━━━━━ DATASET SECTION

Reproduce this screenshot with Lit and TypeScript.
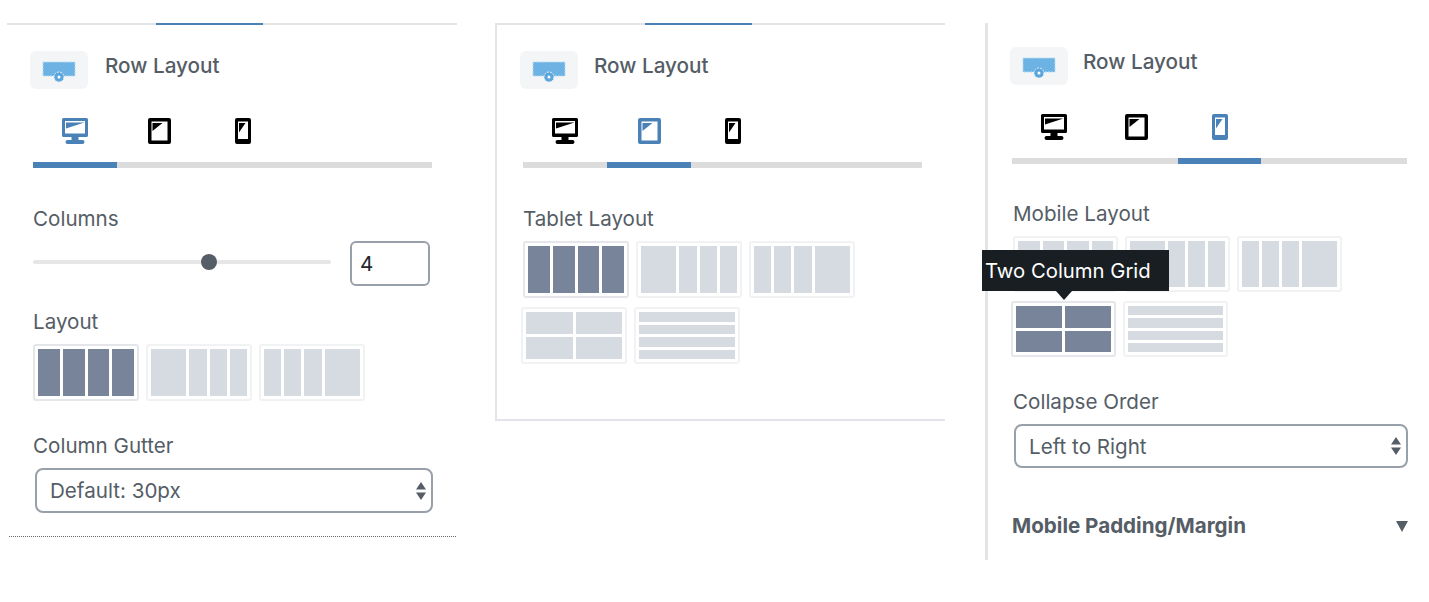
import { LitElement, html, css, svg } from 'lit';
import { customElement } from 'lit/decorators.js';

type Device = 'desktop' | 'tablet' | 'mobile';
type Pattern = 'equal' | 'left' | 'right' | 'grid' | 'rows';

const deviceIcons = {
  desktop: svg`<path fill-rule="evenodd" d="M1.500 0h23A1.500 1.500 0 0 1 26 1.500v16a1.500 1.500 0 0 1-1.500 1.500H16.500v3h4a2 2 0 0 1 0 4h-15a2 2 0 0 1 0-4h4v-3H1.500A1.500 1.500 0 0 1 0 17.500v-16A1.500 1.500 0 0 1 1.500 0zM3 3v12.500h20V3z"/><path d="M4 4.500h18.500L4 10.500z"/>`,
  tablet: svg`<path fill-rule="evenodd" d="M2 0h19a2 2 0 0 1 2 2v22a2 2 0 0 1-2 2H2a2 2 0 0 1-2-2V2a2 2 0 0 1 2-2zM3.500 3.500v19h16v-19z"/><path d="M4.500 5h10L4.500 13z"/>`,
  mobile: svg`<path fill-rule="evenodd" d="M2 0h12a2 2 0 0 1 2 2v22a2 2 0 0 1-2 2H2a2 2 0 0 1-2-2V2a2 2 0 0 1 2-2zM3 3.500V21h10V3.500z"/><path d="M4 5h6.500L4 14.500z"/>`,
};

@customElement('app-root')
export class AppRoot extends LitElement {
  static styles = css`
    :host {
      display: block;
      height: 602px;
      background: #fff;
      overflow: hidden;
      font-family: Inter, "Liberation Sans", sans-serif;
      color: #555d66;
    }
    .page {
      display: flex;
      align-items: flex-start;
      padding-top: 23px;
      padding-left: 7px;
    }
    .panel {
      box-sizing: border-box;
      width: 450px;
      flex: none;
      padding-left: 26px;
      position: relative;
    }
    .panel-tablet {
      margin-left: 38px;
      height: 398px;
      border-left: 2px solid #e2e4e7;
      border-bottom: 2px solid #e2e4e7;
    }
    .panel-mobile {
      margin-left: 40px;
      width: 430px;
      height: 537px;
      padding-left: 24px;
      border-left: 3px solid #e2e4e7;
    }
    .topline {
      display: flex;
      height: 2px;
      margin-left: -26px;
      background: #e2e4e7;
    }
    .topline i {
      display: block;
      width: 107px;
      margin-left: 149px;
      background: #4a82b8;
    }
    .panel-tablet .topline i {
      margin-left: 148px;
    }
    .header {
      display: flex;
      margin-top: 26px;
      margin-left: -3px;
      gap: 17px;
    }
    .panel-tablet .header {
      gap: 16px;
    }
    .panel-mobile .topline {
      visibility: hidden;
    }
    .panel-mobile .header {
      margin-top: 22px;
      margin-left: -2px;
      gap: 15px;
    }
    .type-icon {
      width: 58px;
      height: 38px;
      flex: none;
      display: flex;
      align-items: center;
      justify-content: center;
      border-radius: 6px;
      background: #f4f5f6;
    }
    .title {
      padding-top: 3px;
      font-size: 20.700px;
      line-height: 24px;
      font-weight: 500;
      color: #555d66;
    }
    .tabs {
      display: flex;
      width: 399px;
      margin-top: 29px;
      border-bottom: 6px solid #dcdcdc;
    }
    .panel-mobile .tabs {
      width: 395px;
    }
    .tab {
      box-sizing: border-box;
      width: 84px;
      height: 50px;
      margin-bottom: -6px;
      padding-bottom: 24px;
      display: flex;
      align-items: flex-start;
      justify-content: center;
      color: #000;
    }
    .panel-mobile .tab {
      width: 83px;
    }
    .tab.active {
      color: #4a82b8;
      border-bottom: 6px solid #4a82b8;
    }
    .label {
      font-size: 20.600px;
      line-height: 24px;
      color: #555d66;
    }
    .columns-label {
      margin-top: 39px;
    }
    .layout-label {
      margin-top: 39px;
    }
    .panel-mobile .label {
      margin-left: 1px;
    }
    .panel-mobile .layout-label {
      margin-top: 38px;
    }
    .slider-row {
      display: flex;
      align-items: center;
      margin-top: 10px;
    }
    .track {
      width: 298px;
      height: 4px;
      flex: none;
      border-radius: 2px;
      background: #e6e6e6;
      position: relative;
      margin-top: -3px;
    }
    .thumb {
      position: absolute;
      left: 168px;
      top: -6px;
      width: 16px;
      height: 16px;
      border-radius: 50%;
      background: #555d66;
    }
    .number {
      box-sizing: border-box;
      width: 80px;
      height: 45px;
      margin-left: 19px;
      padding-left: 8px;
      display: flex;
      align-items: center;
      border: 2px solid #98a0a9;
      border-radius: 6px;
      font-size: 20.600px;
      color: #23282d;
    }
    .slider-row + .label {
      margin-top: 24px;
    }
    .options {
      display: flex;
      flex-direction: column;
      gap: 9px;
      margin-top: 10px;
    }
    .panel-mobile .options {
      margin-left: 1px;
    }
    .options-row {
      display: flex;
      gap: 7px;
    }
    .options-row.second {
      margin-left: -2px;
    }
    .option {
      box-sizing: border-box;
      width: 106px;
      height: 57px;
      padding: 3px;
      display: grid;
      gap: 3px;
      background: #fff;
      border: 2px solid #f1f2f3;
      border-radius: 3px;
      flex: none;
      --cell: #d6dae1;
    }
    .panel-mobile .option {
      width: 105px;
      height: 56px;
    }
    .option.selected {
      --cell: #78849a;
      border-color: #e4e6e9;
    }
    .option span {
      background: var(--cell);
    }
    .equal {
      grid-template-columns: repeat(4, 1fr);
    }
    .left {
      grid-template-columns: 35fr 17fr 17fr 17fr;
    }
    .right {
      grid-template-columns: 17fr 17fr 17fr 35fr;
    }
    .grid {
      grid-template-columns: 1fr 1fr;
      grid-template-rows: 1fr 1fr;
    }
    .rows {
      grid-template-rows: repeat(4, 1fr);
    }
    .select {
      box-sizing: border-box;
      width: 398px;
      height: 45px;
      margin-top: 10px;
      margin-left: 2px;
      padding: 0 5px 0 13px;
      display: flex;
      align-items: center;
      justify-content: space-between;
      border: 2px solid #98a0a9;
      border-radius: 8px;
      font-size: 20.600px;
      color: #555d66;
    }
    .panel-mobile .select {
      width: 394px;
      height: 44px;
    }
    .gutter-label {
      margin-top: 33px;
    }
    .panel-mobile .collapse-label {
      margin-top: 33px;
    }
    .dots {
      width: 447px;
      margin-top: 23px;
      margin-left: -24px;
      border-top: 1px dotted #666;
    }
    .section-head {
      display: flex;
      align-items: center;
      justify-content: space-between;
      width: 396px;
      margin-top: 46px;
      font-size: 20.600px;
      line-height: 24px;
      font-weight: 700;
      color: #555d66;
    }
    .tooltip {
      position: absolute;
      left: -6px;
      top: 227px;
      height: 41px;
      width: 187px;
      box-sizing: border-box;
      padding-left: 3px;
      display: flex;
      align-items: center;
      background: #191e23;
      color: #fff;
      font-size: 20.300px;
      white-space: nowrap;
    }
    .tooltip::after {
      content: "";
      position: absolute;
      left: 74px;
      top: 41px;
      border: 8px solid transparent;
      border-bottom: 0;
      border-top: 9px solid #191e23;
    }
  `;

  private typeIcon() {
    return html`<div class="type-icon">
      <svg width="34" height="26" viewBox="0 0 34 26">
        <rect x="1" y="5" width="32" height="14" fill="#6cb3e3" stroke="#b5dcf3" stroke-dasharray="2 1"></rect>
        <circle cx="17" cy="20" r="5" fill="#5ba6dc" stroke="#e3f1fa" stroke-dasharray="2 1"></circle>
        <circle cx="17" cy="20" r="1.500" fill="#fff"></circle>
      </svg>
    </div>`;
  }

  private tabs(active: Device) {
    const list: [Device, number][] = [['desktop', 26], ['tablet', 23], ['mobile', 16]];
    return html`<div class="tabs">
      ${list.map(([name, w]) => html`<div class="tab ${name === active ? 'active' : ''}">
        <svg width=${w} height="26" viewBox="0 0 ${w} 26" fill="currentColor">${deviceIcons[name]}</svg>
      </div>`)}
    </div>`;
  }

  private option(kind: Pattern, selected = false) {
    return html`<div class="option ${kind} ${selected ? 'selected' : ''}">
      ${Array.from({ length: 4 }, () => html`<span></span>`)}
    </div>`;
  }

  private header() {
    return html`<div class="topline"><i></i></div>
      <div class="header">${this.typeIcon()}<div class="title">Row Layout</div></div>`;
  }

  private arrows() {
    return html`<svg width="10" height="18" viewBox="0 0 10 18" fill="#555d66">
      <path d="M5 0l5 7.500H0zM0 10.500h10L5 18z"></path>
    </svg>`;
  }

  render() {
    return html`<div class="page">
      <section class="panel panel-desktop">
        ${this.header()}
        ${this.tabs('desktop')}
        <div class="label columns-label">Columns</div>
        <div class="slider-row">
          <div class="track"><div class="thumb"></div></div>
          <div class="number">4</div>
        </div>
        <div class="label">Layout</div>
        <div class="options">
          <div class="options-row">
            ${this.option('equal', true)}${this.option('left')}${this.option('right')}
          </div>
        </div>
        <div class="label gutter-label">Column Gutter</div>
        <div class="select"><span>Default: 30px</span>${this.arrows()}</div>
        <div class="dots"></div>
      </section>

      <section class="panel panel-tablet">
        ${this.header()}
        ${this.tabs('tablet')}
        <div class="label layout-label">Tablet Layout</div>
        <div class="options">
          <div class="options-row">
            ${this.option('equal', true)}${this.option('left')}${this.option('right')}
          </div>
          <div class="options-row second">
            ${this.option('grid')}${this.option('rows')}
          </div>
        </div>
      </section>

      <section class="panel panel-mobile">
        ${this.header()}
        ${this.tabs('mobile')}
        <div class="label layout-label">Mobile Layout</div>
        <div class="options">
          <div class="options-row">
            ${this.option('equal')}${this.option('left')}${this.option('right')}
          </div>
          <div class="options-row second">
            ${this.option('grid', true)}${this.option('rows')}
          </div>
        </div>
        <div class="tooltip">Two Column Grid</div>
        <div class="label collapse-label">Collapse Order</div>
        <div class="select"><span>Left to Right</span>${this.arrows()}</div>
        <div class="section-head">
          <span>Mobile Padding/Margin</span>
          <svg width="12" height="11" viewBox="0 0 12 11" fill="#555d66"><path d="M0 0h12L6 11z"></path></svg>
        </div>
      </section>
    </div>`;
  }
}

━━━━━━━━━━

### TASK INSTRUCTIONS
Pictures excluded, repeat exactly the lines from the top of the material through the line with "type Pattern = 'equal'", including both of those lines.

### SOLUTION FOR THIS TASK
Reproduce this screenshot with Lit and TypeScript.
import { LitElement, html, css, svg } from 'lit';
import { customElement } from 'lit/decorators.js';

type Device = 'desktop' | 'tablet' | 'mobile';
type Pattern = 'equal' | 'left' | 'right' | 'grid' | 'rows';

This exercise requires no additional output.